そのまんまなんですが、実はこのことを知っている子供達が世の中に少なくなっているんです。弊堂に社会見学で来てくれる子供達の多くは、お茶を炭酸飲料と同じくらいに捉えてます。お茶は、茶葉から抽出される。そしてその茶葉はそこらへんに置いておくと味が変わってしまう。なのでその茶葉をしっかりと保存しておくものが、実は世の中に必要なんです。そんなことを授業で学んでから来ます。
簡単に保存すると言っても、何に入れておいても良いというわけではないんです。
気密性があって、光を通さない、でも毎日飲むのに使うものだから開けやすくなくてはいけない。気密性=開かないもの、使いやすいもの=すぐに開くもの、相反するのですが、僕たち茶筒を作る職人は、そのバランスをえぇ加減のところで取るのがお仕事なのかと思います。
内側にはブリキ、外側には銅を使い二重構造になっています。ブリキを使うのは、酸化防止になると昔から言われています。ブリキは錫を鉄に塗ったもの、その錫が酸化を防止するのに役に立つと言われています。
今回は、彬子女王殿下とお会いして、今までの茶筒などをご覧いただいている時に、心游舎(さん)のお茶筒があってもよろしいのではとおっしゃっていただいたことから始まりました。心游舎さんのお米で作った玄米茶など何種類か作られていますが、それらをちゃんと保存できるものがあっても良いのではとお考えいただいた様です。
その時に出てきたアイデアが、雪のロゴを使われているので、雪が降ってくるような茶筒が出来たらいいなぁでした。そして雪を手の中で見ているうちに、茶筒の表面の色が手擦れで飴色へと変化していく。そんなものを作れたら良いなと思いました。
そして開けたらそこに雪がある。実は中蓋のツマミも雪で作ろうとしておりました。ただそこのハードルが高かったんです。平面のロゴを立体化する、感覚ではいけてるのですが、実世界ではなかなか思う様なものが出来ませんでした。
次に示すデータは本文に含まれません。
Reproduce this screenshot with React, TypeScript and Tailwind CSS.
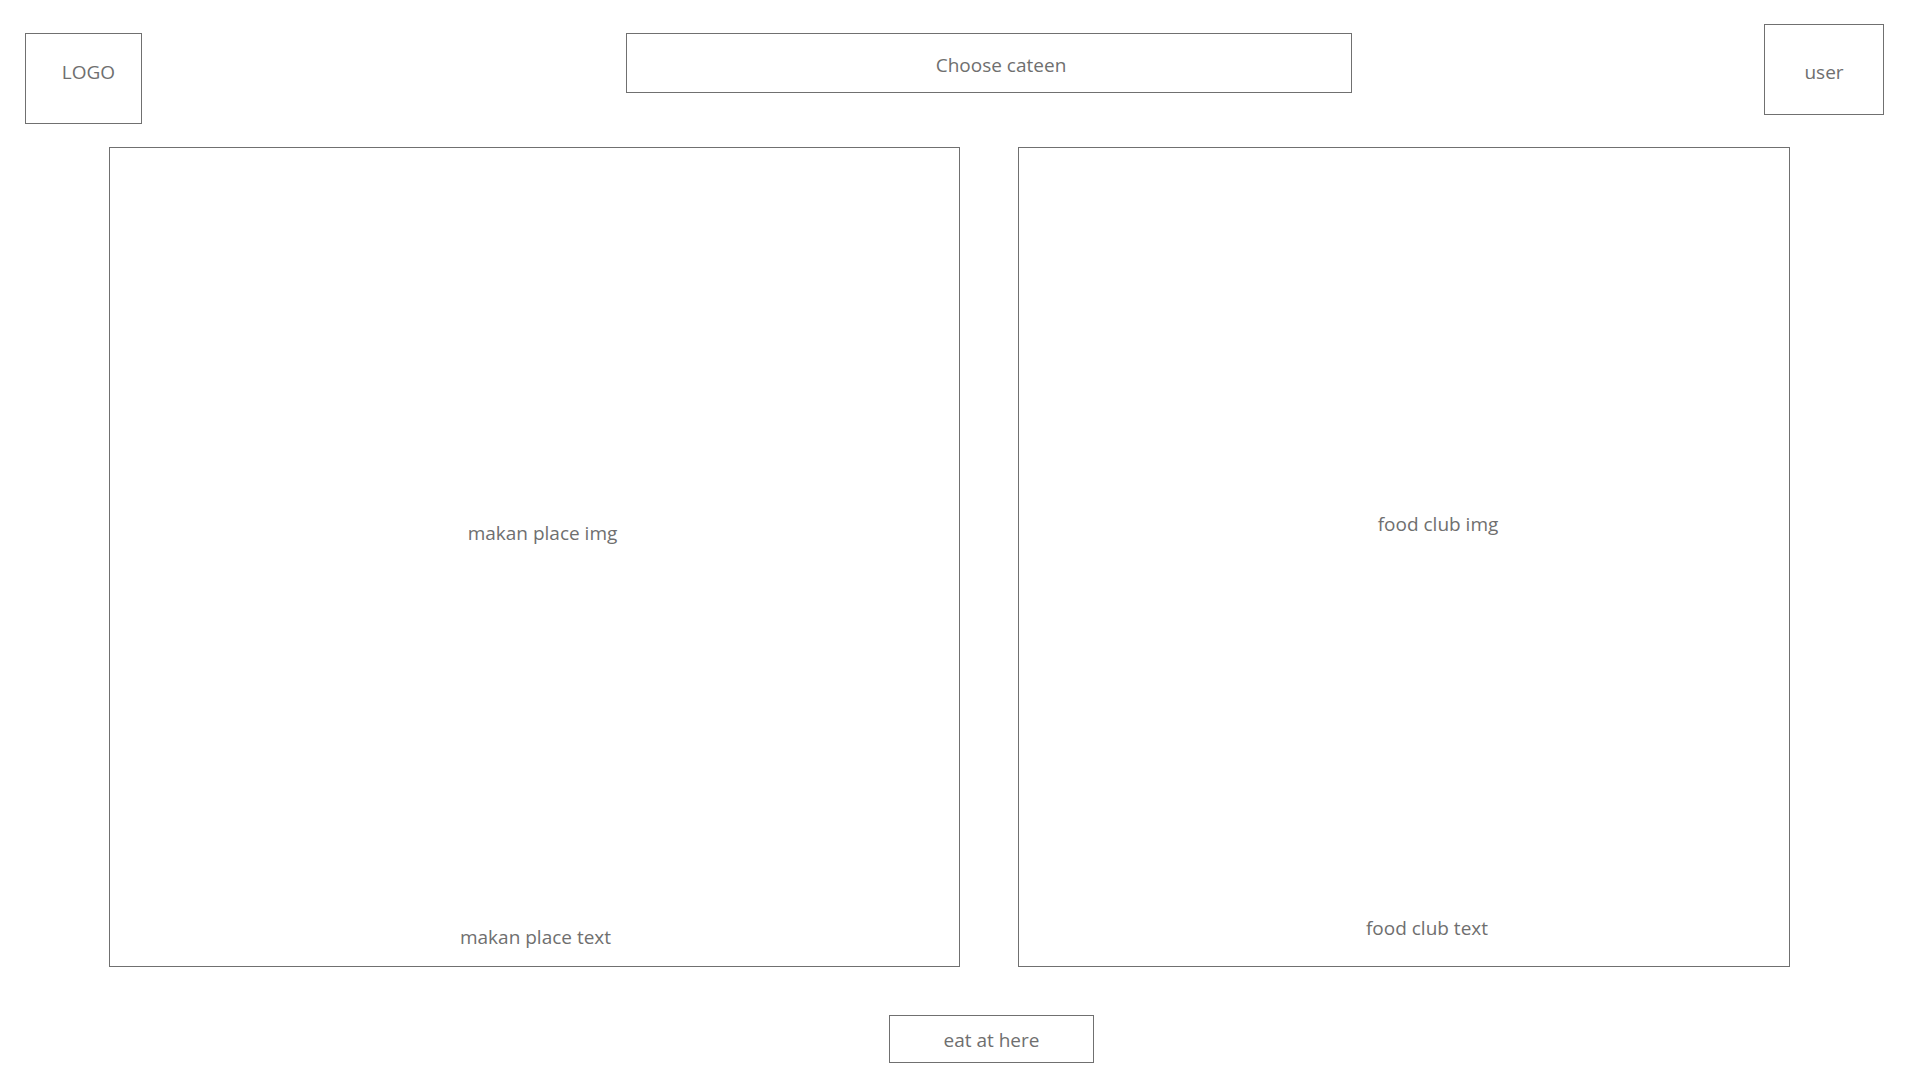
const Box = ({ className, children }: { className: string; children?: React.ReactNode }) => (
  <div className={`border border-[#707070] ${className}`}>{children}</div>
);

export default function App() {
  return (
    <div className="w-[1920px] h-[1080px] bg-white text-[#6f6f6f] text-[19px] leading-[28px] overflow-hidden font-['Open_Sans',sans-serif]">
      {/* header */}
      <div className="flex items-start h-[124px]">
        <Box className="ml-[25px] mt-[33px] w-[117px] h-[91px] flex justify-center pt-[24px] pl-[10px]">
          LOGO
        </Box>
        <Box className="ml-[484px] mt-[33px] w-[726px] h-[60px] flex justify-center pt-[17px] pl-[24px]">
          Choose cateen
        </Box>
        <Box className="ml-auto mr-[36px] mt-[24px] w-[120px] h-[91px] flex justify-center pt-[33px]">
          user
        </Box>
      </div>

      {/* canteens */}
      <div className="flex mt-[23px] pl-[109px] gap-[58px]">
        <Box className="w-[851px] h-[820px] flex flex-col">
          <div className="mt-[371px] flex justify-center pl-[16px]">makan place img</div>
          <div className="mt-[376px] flex justify-center pl-[2px]">makan place text</div>
        </Box>
        <Box className="w-[772px] h-[820px] flex flex-col">
          <div className="mt-[362px] flex justify-center pl-[68px]">food club img</div>
          <div className="mt-[376px] flex justify-center pl-[46px]">food club text</div>
        </Box>
      </div>

      <Box className="ml-[889px] mt-[48px] w-[205px] h-[48px] flex justify-center pt-[10px]">
        eat at here
      </Box>
    </div>
  );
}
ほんとすいません、そこは次回への宿題とさせていただいてます。
雪の柄を散りばめ、大きさを調整して、茶筒の天の部分を雲と捉えてなんとなく雪が降り積もってくるイメージで柄を整えさせていただきました。
弊堂の茶筒は、継ぎ目を合わせて蓋をおくとす〜っと下がってまいります。その時にす〜っと雪が降ってくるそんな感覚をご一緒できたら嬉しいなと思い作らせていただきました。
毎日の茶時に手のひらで撫でていただくことで、あめ色へと変化してまいります。それも楽しみながら末長くお使いいただけましたら幸いです。
100年前の茶筒も修理しております。将来調整や修理が必要になったときは、弊堂に送っていただきましたら修理させていただきます。